This week was 61 miles of running, 16 "miles" of pool-running, and 2500 yards of swimming -- training log is here.
I'm pretty happy with where my fitness appears to be, based on my workouts this week - Tuesday's workout felt very restrained (well, until the last 800, when I let myself have fun). And Friday's tempo showed that last week's tempo wasn't a fluke.
As I noted a few weeks ago, I had asked my coach if we could downplay the marathon pace work this cycle in favor of more 4 and 5 mile tempos (done at 10 mile or half marathon pace, respectively). My thinking here was that:
a) I've done an immense amount of marathon pace work in the recent past, so it was good to take a break from that and
b) I've historically responded best to work between 10 mile and half-marathon pace - the tempo work that gets reduced or eliminated during half and full marathon training cycles in favor of marathon pace work combined with very short and fast tempos and cruise intervals.

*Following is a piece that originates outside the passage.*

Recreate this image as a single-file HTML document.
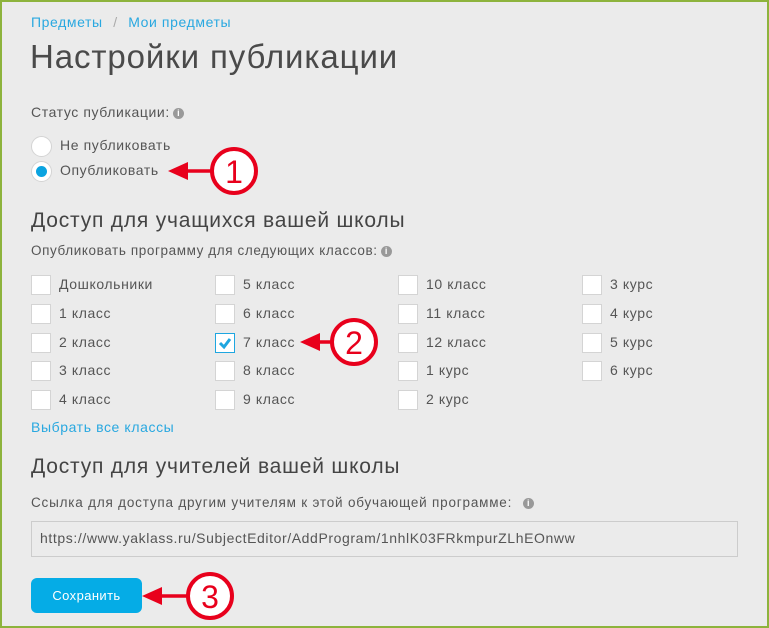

Based on how I'm feeling, I'm really happy we tried this. Of course, the ultimate proof will be in how my races go this spring, but all indications are that I'm running really well right now. I'm responding to the 4 mile tempos at 10 mile race pace pretty much how I'd hoped I would. I haven't gotten to do any 5+ mile tempos at half marathon pace yet, but hopefully those will come soon - the best I ever ran was when I was consistently alternating between slightly faster four mile and slightly slower five mile tempos.
It's also worth noting that I've mixed up my strength-training some this year. Specifically, I've added heavy weight split squats into my 2-3 day-a-week leg strength routine, as a substitution for traditional barbell squats. I do the split squats in a power cage with a barbell loaded at between 60 and 80% of my body weight. I do them in three different ways - as lunges forward, lunges backwards, and Bulgarian style (with the rear foot on a bench)
I swapped to split squats back at the beginning of the year because I wanted to work on single leg stability more. (Single leg stability has historically been my weakness, and the source of nearly all my running injuries.) I already regularly do weighted step-ups and single leg deadlifts, plus daily balance board work, but split squats require the core and glutes to work together in a way that's very similar to running, so there's a good deal of transfer. Additionally, I find that split squats target the glutes more and the quads less, as opposed to traditional squats. Good news for me, since I tend to be quad dominant.
In the past few weeks, I've noted a great deal of oomph in my stride, and I think it's the direct product of the split squats. Stronger, more powerful glutes yield a stronger, more powerful stride.
Of course, as is the case for all runner-focused strength-training, the trick is to find the balance where you're doing enough to improve your running, but not so much that you compromise your running or your recovery. For me, that's 2-3 sets of 6-8 squats, done right after a track workout, so I have as much time to recover as possible.
It's also worth noting here that, though I feel I'm getting a lot of benefit from my work in the gym, it's not for every runner. My personal philosophy is that if you are a young, male, historically injury-free runner, your time is best spent running more. But the further you get from that point, the more important supplemental strength training (with heavy weights for power - not the light weight/high rep stuff that bodybuilders do to gain mass) becomes. For myself, as a female masters runner with a long injury history, this gym stuff is essential.
Monday: In the morning, yoga and 6 "miles" pool-running. Foam rolling at night.
Tuesday: In the morning, 11.5 miles including a workout of 2x(1600, 800) in 6:09, 2:58, 6:04, 2:48. Followed with injury prevention work and 1000 yards recovery swimming. Foam roller at night.
Wednesday: In the morning, 7.5 miles (8:51) to yoga, yoga, and then another 4.5 miles (8:43), followed by drills. Sports massage at night.
Thursday: In the morning, upper body weights/core and 8.5 "miles" pool-running. Foam rolling at night.
Friday: In the morning, 11.5 miles including a 4 mile tempo in 25:50 (6:36/6:31/6:26/6:18). Followed with injury prevention work and 1000 yards recovery swimming. Foam rolling in the afternoon.
Saturday: In the morning, 10 miles very easy (8:56) with drills and strides. Late that morning I did upper body weights plus core and injury prevention work. Foam rolling in the evening.
Sunday: In the morning, 16 miles progressive, split as first 5 at 9:02, next 5 at 7:46, last 6 at 7:03. Followed with 1.5 "miles" pool-running and 500 yards recovery swimming. Foam rolling in the evening.